My friend Evan (of F3B - Shongololo building group fame) advised me to use an automotive 2 part paint to create the best surface finish on the plug. So, Marcel, who had planted the orginal seedf, and who had sprayed 2K onto his aerobatic F3A models before, was lured over to the house with the promise of beer. He was soon set the task of spraying the plug (I looked after the beer part of the deal). The only mistake I made was to choose white paint only. If I ever do this again, I would spray layers with alternate colours (like white & black), as it really speed up identifying small holes/bumps during subsequent sanding processes. When it was my turn I learnt all about overspray, pinholes, orange peal & various other interesting “effects” that are achieved when spraying. Fortunately, and once again, it was nothing that a little sanding could not cure. In fact I have come to learn that sandpaper is your friend – my local sandpaper wholesaler provided me with a great wall calendar & even the recommended retail price list for 2008!
The 2 part automotive paint used to achieve the final surface finish
Around 3 days after spraying the frist coat of 2K, I started using 800 grade water paper, and admit that the water & dishwasher liquid approach resulted in a serious saving of the rain forest as I was now only using a few parts of sheet per layer (dunno what the carbon footprint of dishwashing liquid is, but being glider guider, I reckoned I already had to have some positive eco-points stored up already).

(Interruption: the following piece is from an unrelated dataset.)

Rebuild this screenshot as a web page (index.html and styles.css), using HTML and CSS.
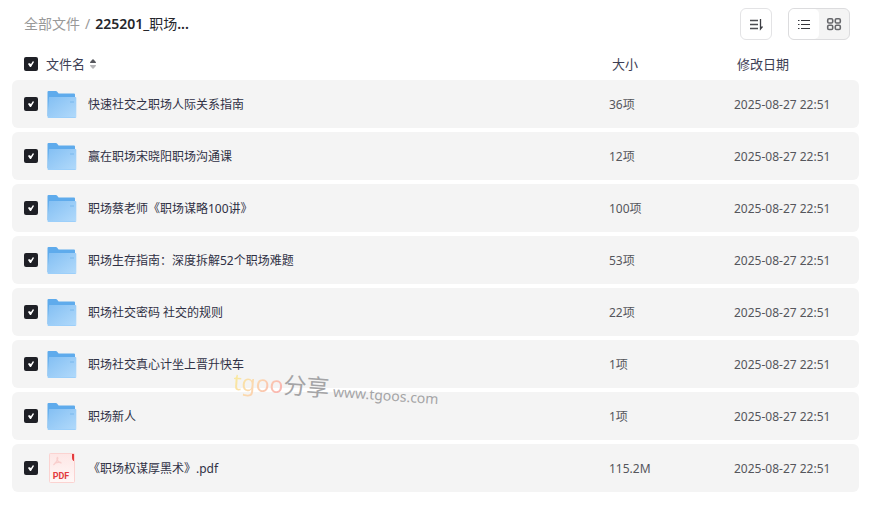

Post 800 grade waterpaper sanding – a smooth sheen is starting to emerge

After two more coats of the 2K paint I had almost eliminated all the grain marks & join lines completely. I finally switched to a 1000 grade water paper & managed to get a “buffed” surface finish – if you wipe a wet cloth over it, it shines. I thought that the time for polishing had arrived. Using a sponge polishing pad borrowed from Evan, and some G3 polishing compound, that matt surface was quickly changed into a shiny “new car” finish & at last I had a plug that I was proud of.

I took it along to the BERG club (current home of the F3B Shongololo building group) for a show & tell were we fooled around a little for the photo’s. The list of aspirant building group members has started to grow (note to self: I will have to create a formal list once the molds are ready).